> **REQUIRED TASK**:
Return all lines that include the string "styles".
***** DATASET SECTION *****
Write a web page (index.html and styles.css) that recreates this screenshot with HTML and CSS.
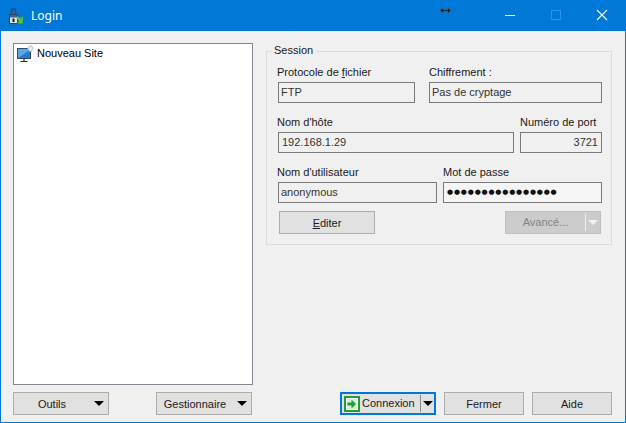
FILE: index.html
```html
<!DOCTYPE html>
<html lang="fr">
<head>
    <meta charset="UTF-8">
    <title>Login</title>
    <link rel="stylesheet" href="styles.css">
</head>
<body>
    <div class="window">
        <div class="titlebar">
            <svg class="app-icon" width="17" height="16" viewBox="0 0 17 16">
                <path d="M2.500 7V3.500C2.500 1.500 3.500.7 4.500.7S6.500 1.500 6.500 3.500V7" fill="none" stroke="#23508f" stroke-width="1.800"/>
                <rect x=".5" y="6.500" width="8" height="9" fill="#dfe3e8" stroke="#39424e"/>
                <rect x="1" y="7" width="7" height="2.500" fill="#41618f"/>
                <rect x="3.500" y="10.500" width="2" height="3.500" fill="#1c1c1c"/>
                <path d="M8.500 8l3 2.500L13.800 8v7.500H8l2.300-2.300L7.500 10.500z" fill="#62c02f"/>
            </svg>
            <span class="title">Login</span>
            <div class="win-controls">
                <svg width="46" height="31" viewBox="0 0 46 31"><path d="M18 15.500h10" stroke="#fff"/></svg>
                <svg width="46" height="31" viewBox="0 0 46 31"><rect x="18.500" y="10.500" width="9" height="9" fill="none" stroke="#2f92e4"/></svg>
                <svg width="46" height="31" viewBox="0 0 46 31"><path d="M18 10l10 10M28 10L18 20" stroke="#fff" stroke-width="1.100"/></svg>
            </div>
        </div>

        <div class="content">
            <div class="left">
                <div class="site-list">
                    <div class="site-item">
                        <svg width="17" height="17" viewBox="0 0 17 17">
                            <rect x=".5" y="3.500" width="13" height="10" fill="#5aa8ea" stroke="#2b4a6f"/>
                            <path d="M1 13l12-8v8z" fill="#2a78c8"/>
                            <path d="M7 14v2M3.500 16.500h7" stroke="#1f2f44" stroke-width="1.200"/>
                            <path d="M12.500.8h2l.4 1.200 1.200.6v2l-1.200.6-.4 1.200h-2l-.4-1.200-1.200-.6v-2l1.200-.6z" fill="#e6ebf1" stroke="#a3afbc" stroke-width=".7"/>
                        </svg>
                        <span>Nouveau Site</span>
                    </div>
                </div>
                <div class="left-buttons">
                    <button class="btn btn-menu">Outils<i class="arrow"></i></button>
                    <button class="btn btn-menu">Gestionnaire<i class="arrow"></i></button>
                </div>
            </div>

            <div class="right">
                <fieldset class="session">
                    <legend>Session</legend>
                    <div class="row">
                        <div class="field w137">
                            <label>Protocole de <u>f</u>ichier</label>
                            <div class="box">FTP</div>
                        </div>
                        <div class="field w173 gap14">
                            <label>Chiffrement :</label>
                            <div class="box">Pas de cryptage</div>
                        </div>
                    </div>
                    <div class="row">
                        <div class="field w236">
                            <label>Nom d'hôte</label>
                            <div class="box pad3">192.168.1.29</div>
                        </div>
                        <div class="field w82 gap6">
                            <label>Numéro de port</label>
                            <div class="box num">3721</div>
                        </div>
                    </div>
                    <div class="row">
                        <div class="field w159">
                            <label>Nom d'utilisateur</label>
                            <div class="box">anonymous</div>
                        </div>
                        <div class="field w159 gap6">
                            <label>Mot de passe</label>
                            <div class="box password">●●●●●●●●●●●●●●●●</div>
                        </div>
                    </div>
                    <div class="session-actions">
                        <button class="btn btn-edit"><u>E</u>diter</button>
                        <button class="btn btn-split disabled"><span class="split-label">Avancé...</span><i class="arrow"></i></button>
                    </div>
                </fieldset>

                <div class="right-buttons">
                    <button class="btn btn-split btn-default">
                        <svg width="16" height="16" viewBox="0 0 16 16">
                            <rect width="16" height="16" fill="#1f9d3a"/>
                            <rect x="2.500" y="2.500" width="11" height="11" fill="#d6f0d2" stroke="#fff"/>
                            <path d="M3.500 6.500h4V3.500L12 8l-4.500 4.500v-3h-4z" fill="#1f9d3a"/>
                        </svg>
                        <span class="split-label">Connexion</span><i class="arrow"></i>
                    </button>
                    <button class="btn btn-small">Fermer</button>
                    <button class="btn btn-small">Aide</button>
                </div>
            </div>
        </div>

        <svg class="cursor" width="11" height="7" viewBox="0 0 14 8">
            <path d="M0 4l4-3.500V3h6V.5L14 4l-4 3.500V5H4v2.500z" fill="#1a1a1a" stroke="#5d8fbd" stroke-width=".4"/>
        </svg>
    </div>
</body>
</html>
```

FILE: styles.css
```css
* {
    box-sizing: border-box;
}

html, body {
    margin: 0;
    height: 100%;
}

body {
    font-family: "Liberation Sans", Arial, sans-serif;
    font-size: 11px;
    color: #1a1a1a;
}

svg {
    flex: none;
}

.window {
    position: relative;
    width: 626px;
    height: 423px;
    display: flex;
    flex-direction: column;
    border: 1px solid #0078d7;
    border-top: none;
    background-color: #f0f0f0;
}

.titlebar {
    height: 31px;
    margin: 0 -1px;
    display: flex;
    align-items: center;
    background-color: #0078d7;
    color: #fff;
}

.app-icon {
    margin-left: 9px;
}

.title {
    margin-left: 5px;
    font-family: "Noto Sans", sans-serif;
    font-size: 12px;
}

.win-controls {
    display: flex;
    margin-left: auto;
    margin-right: 1px;
}

.cursor {
    position: absolute;
    left: 439px;
    top: 7px;
}

.content {
    flex: 1;
    display: flex;
    padding: 12px 13px 7px 12px;
}

.left {
    width: 240px;
    display: flex;
    flex-direction: column;
}

.site-list {
    flex: 1;
    border: 1px solid #828790;
    background-color: #fff;
    padding: 0 3px;
}

.site-item {
    display: flex;
    align-items: center;
    gap: 3px;
    height: 18px;
    color: #000;
}

.left-buttons {
    display: flex;
    justify-content: space-between;
    margin-top: 7px;
    padding-right: 1px;
}

.right {
    width: 346px;
    margin-left: 13px;
    display: flex;
    flex-direction: column;
}

.session {
    margin: 0;
    height: 202px;
    padding: 6px 9px 0 11px;
    border: 1px solid #dcdcdc;
    min-width: 0;
}

.session legend {
    padding: 0 3px 0 2px;
    margin-left: -6px;
    height: 16px;
    line-height: 14px;
}

.row {
    display: flex;
    margin-bottom: 12px;
}

.field label {
    display: block;
    height: 15px;
    margin: 0 0 2px -1px;
    line-height: 14px;
    white-space: nowrap;
}

.w137 { width: 137px; }
.w173 { width: 173px; }
.w236 { width: 236px; }
.w82 { width: 82px; }
.w159 { width: 159px; }
.gap14 { margin-left: 14px; }
.gap6 { margin-left: 6px; }

.gap14 label,
.gap6 label {
    margin-left: 0;
}

.box {
    height: 21px;
    line-height: 19px;
    padding: 0 2px;
    border: 1px solid #7a7a7a;
    background-color: #f0f0f0;
    color: #333;
    white-space: nowrap;
    overflow: hidden;
}

.pad3 {
    padding-left: 3px;
}

.num {
    text-align: right;
    padding-right: 3px;
}

.password {
    background-color: #f5f5f5;
    padding-left: 3px;
    font-family: "DejaVu Sans", sans-serif;
    font-size: 7px;
    letter-spacing: 0.800px;
    color: #111;
}

.session-actions {
    display: flex;
    justify-content: space-between;
    margin-top: -4px;
    padding: 0 1px;
}

.btn {
    height: 23px;
    padding: 0;
    display: flex;
    align-items: center;
    justify-content: center;
    border: 1px solid #adadad;
    background-color: #e1e1e1;
    font-family: inherit;
    font-size: inherit;
    color: #1a1a1a;
}

.btn-menu,
.btn-edit,
.btn-split {
    width: 96px;
}

.btn-menu {
    position: relative;
    padding-right: 18px;
}

.btn-menu .arrow {
    position: absolute;
    right: 4px;
    top: 8px;
}

.arrow {
    width: 0;
    height: 0;
    border-left: 5px solid transparent;
    border-right: 5px solid transparent;
    border-top: 5px solid #000;
}

.btn-split {
    justify-content: flex-start;
}

.split-label {
    flex: 1;
    min-width: 0;
    height: 17px;
    line-height: 17px;
    text-align: center;
    border-right: 1px solid #8a8a8a;
    margin-right: 2px;
}

.disabled {
    background-color: #cccccc;
    border-color: #bfbfbf;
    color: #838383;
}

.disabled .split-label {
    border-right-color: #f0f0f0;
}

.disabled .arrow {
    border-top-color: #f2f2f2;
    margin-right: 2px;
}

.right-buttons {
    display: flex;
    margin-top: auto;
    padding-left: 74px;
    gap: 8px;
}

.btn-default {
    border: 2px solid #0078d7;
    padding-left: 2px;
}

.btn-default .split-label {
    margin-left: 2px;
    padding-right: 6px;
}

.btn-default .arrow {
    margin-right: 1px;
}

.btn-small {
    width: 80px;
}
```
*****
> **OUTPUT BELOW**:
Write a web page (index.html and styles.css) that recreates this screenshot with HTML and CSS.
    <link rel="stylesheet" href="styles.css">
FILE: styles.css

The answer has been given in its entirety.